The effectiveness of PM-Loss is demonstrated by applying it to fine-tune two representative feed-forward 3DGS models, MVSplat [chen2024mvsplat] and DepthSplat [xu2024depthsplat], on large-scale datasets like DL3DV [ling2024dl3dv] and RealEstate10K [zhou2018stereo]. Experiments show consistent improvements in novel view synthesis metrics (PSNR, SSIM, LPIPS), particularly in challenging view extrapolation scenarios where geometric accuracy at boundaries is critical (Figure 1). Qualitative comparisons of the predicted 3D Gaussians also show reduced floating artifacts and cleaner borders when PM-Loss is used (Figures 5, 6). Quantitative evaluation on the DTU dataset [jensen2014large] confirms improved geometric quality (lower Accuracy, Completeness, and Overall Chamfer Distance for the predicted point clouds) across varying numbers of input views (Table 2).

The authors discuss that the choice of the pre-trained pointmap model affects performance; using a higher-quality model like VGGT [wang2025vggt] yields slightly better results than Fast3R [yang2025fast3r], although both improve upon baselines without PM-Loss. This highlights a limitation: the PM-Loss's effectiveness is bounded by the quality of the pointmap prior, and errors in the pointmap can propagate.

Compared to alternative methods that attempt to directly integrate pointmap features into the 3DGS network architecture (e.g., using specialized Gaussian heads), PM-Loss offers advantages in efficiency.

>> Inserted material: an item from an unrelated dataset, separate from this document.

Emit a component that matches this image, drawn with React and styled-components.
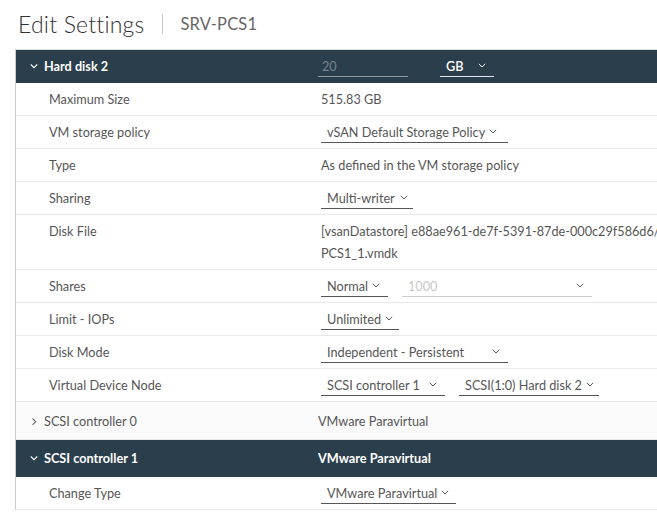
import React from 'react'
import styled, { createGlobalStyle } from 'styled-components'

const GlobalStyle = createGlobalStyle`
  html, body {
    margin: 0;
    padding: 0;
    background: #fff;
    overflow: hidden;
  }
  body {
    font-family: Lato, "Open Sans", sans-serif;
    color: #565656;
  }
`

const Page = styled.div`
  width: 657px;
  height: 518px;
  overflow: hidden;
`

const TitleBar = styled.div`
  display: flex;
  align-items: center;
  height: 49px;
  padding-left: 18px;
  padding-bottom: 1px;
  box-sizing: border-box;
`

const Title = styled.h1`
  margin: 0;
  font-size: 23px;
  font-weight: 300;
  color: #313131;
  letter-spacing: 0.2px;
`

const Divider = styled.span`
  width: 1px;
  height: 20px;
  margin: 0 17px 0 18px;
  background: #cccccc;
`

const SubTitle = styled.span`
  font-size: 16.5px;
  font-weight: 400;
  color: #666;
  letter-spacing: 0.2px;
`

const Table = styled.div`
  margin-left: 15px;
  width: 720px;
  border-left: 1px solid #cccccc;
  border-top: 1px solid #dddddd;
`

const Row = styled.div`
  display: grid;
  grid-template-columns: 302px 1fr;
  align-items: ${(p) => (p.top ? 'start' : 'center')};
  min-height: ${(p) => p.height || 33}px;
  box-sizing: border-box;
  border-bottom: 1px solid ${(p) => (p.dark ? 'transparent' : '#e8e8e8')};
  background: ${(p) => (p.dark ? '#2b3e4b' : p.shaded ? '#fafafa' : '#fff')};
  color: ${(p) => (p.dark ? '#fff' : '#565656')};
  font-size: 12.7px;
  padding: ${(p) => (p.top ? '5px 0' : '0')};
`

const GroupLabel = styled.div`
  display: flex;
  align-items: center;
  padding-left: 14px;
  font-weight: ${(p) => (p.dark ? 700 : 400)};
`

const Caret = styled.svg`
  width: 8px;
  height: 8px;
  margin-right: 6px;
  flex: none;
`

const Label = styled.div`
  padding-left: 33px;
  line-height: 22px;
`

const Value = styled.div`
  display: flex;
  align-items: center;
  gap: 14px;
  padding-left: ${(p) => (p.head ? 0 : 3)}px;
  line-height: 22px;
  font-weight: ${(p) => (p.bold ? 700 : 400)};
  white-space: nowrap;
`

const Text = styled.span`
  display: block;
`

const Lines = styled.div`
  display: flex;
  flex-direction: column;
  padding-left: 3px;
  line-height: 22px;
  white-space: nowrap;
`

const Select = styled.div`
  display: inline-flex;
  align-items: center;
  box-sizing: border-box;
  width: ${(p) => p.width}px;
  height: 22px;
  padding: 0 ${(p) => p.pr || 8}px 0 6px;
  border-bottom: 1px solid ${(p) => (p.disabled ? '#cccccc' : p.light ? '#e6e6e6' : '#565656')};
  color: ${(p) => (p.disabled ? '#c8c8c8' : p.light ? '#fff' : '#565656')};
  font-weight: ${(p) => (p.light ? 600 : 400)};
`

const SelectText = styled.span`
  margin-right: 4px;
`

const Chevron = styled.svg`
  margin-left: auto;
  width: 8px;
  height: 5px;
  flex: none;
`

const NumberInput = styled.div`
  box-sizing: border-box;
  width: 90px;
  height: 22px;
  padding-left: 4px;
  line-height: 22px;
  border-bottom: 1px solid #8c989f;
  color: #76848d;
  font-weight: 400;
  margin-right: 18px;
`

function Down({ color = '#565656' }) {
  return (
    <Chevron viewBox="0 0 8 5">
      <path d="M0.8 0.8 L4 4 L7.2 0.8" fill="none" stroke={color} strokeWidth="1" />
    </Chevron>
  )
}

function Dropdown({ text, width, pr, disabled, light, chevronColor }) {
  return (
    <Select width={width} pr={pr} disabled={disabled} light={light}>
      <SelectText>{text}</SelectText>
      <Down color={chevronColor || (light ? '#fff' : '#565656')} />
    </Select>
  )
}

function GroupCaret({ open, color }) {
  return (
    <Caret viewBox="0 0 8 8">
      {open ? (
        <path d="M0.8 2.5 L4 5.7 L7.2 2.5" fill="none" stroke={color} strokeWidth="1.1" />
      ) : (
        <path d="M2.5 1.5 L5.7 4.7 L2.5 7.9" fill="none" stroke={color} strokeWidth="1.1" />
      )}
    </Caret>
  )
}

const diskRows = [
  { label: 'Maximum Size', value: '515.83 GB' },
  { label: 'VM storage policy', select: [{ text: 'vSAN Default Storage Policy', width: 187, pr: 15 }] },
  { label: 'Type', value: 'As defined in the VM storage policy' },
  { label: 'Sharing', select: [{ text: 'Multi-writer', width: 92, pr: 5 }] },
]

const diskRows2 = [
  {
    label: 'Shares',
    select: [
      { text: 'Normal', width: 67 },
      { text: '1000', width: 190, disabled: true, chevronColor: '#565656' },
    ],
  },
  { label: 'Limit - IOPs', select: [{ text: 'Unlimited', width: 78 }] },
  { label: 'Disk Mode', select: [{ text: 'Independent - Persistent', width: 187 }] },
  {
    label: 'Virtual Device Node',
    select: [
      { text: 'SCSI controller 1', width: 124 },
      { text: 'SCSI(1:0) Hard disk 2', width: 140, pr: 14 },
    ],
  },
]

function DetailRow({ row }) {
  return (
    <Row>
      <Label>{row.label}</Label>
      <Value>
        {row.value && <Text>{row.value}</Text>}
        {row.select && row.select.map((s) => <Dropdown key={s.text} {...s} />)}
      </Value>
    </Row>
  )
}

export default function App() {
  return (
    <Page>
      <GlobalStyle />
      <TitleBar>
        <Title>Edit Settings</Title>
        <Divider />
        <SubTitle>SRV-PCS1</SubTitle>
      </TitleBar>
      <Table>
        <Row dark height={33}>
          <GroupLabel dark>
            <GroupCaret open color="#fff" />
            Hard disk 2
          </GroupLabel>
          <Value head>
            <NumberInput>20</NumberInput>
            <Dropdown text="GB" width={54} light />
          </Value>
        </Row>
        {diskRows.map((r) => (
          <DetailRow key={r.label} row={r} />
        ))}
        <Row top height={55}>
          <Label>Disk File</Label>
          <Lines>
            <span>[vsanDatastore] e88ae961-de7f-5391-87de-000c29f586d6/SRV-</span>
            <span>PCS1_1.vmdk</span>
          </Lines>
        </Row>
        {diskRows2.map((r) => (
          <DetailRow key={r.label} row={r} />
        ))}
        <Row shaded height={38}>
          <GroupLabel>
            <GroupCaret color="#6b6b6b" />
            SCSI controller 0
          </GroupLabel>
          <Value head>
            <Text>VMware Paravirtual</Text>
          </Value>
        </Row>
        <Row dark height={37}>
          <GroupLabel dark>
            <GroupCaret open color="#fff" />
            SCSI controller 1
          </GroupLabel>
          <Value head bold>
            <Text>VMware Paravirtual</Text>
          </Value>
        </Row>
        <Row>
          <Label>Change Type</Label>
          <Value>
            <Dropdown text="VMware Paravirtual" width={135} />
          </Value>
        </Row>
      </Table>
    </Page>
  )
}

Architectures that directly process pointmap features might require larger models and potentially complex/slow test-time pose alignment for optimal performance (Table A.3), whereas PM-Loss acts purely as a training-time regularizer and adds no inference overhead.

In summary, PM-Loss is presented as a practical, efficient, and plug-and-play method to improve the geometric quality of feed-forward 3DGS models by leveraging the prior knowledge from pre-trained pointmap regression models, specifically targeting the issue of depth-induced discontinuities at object boundaries.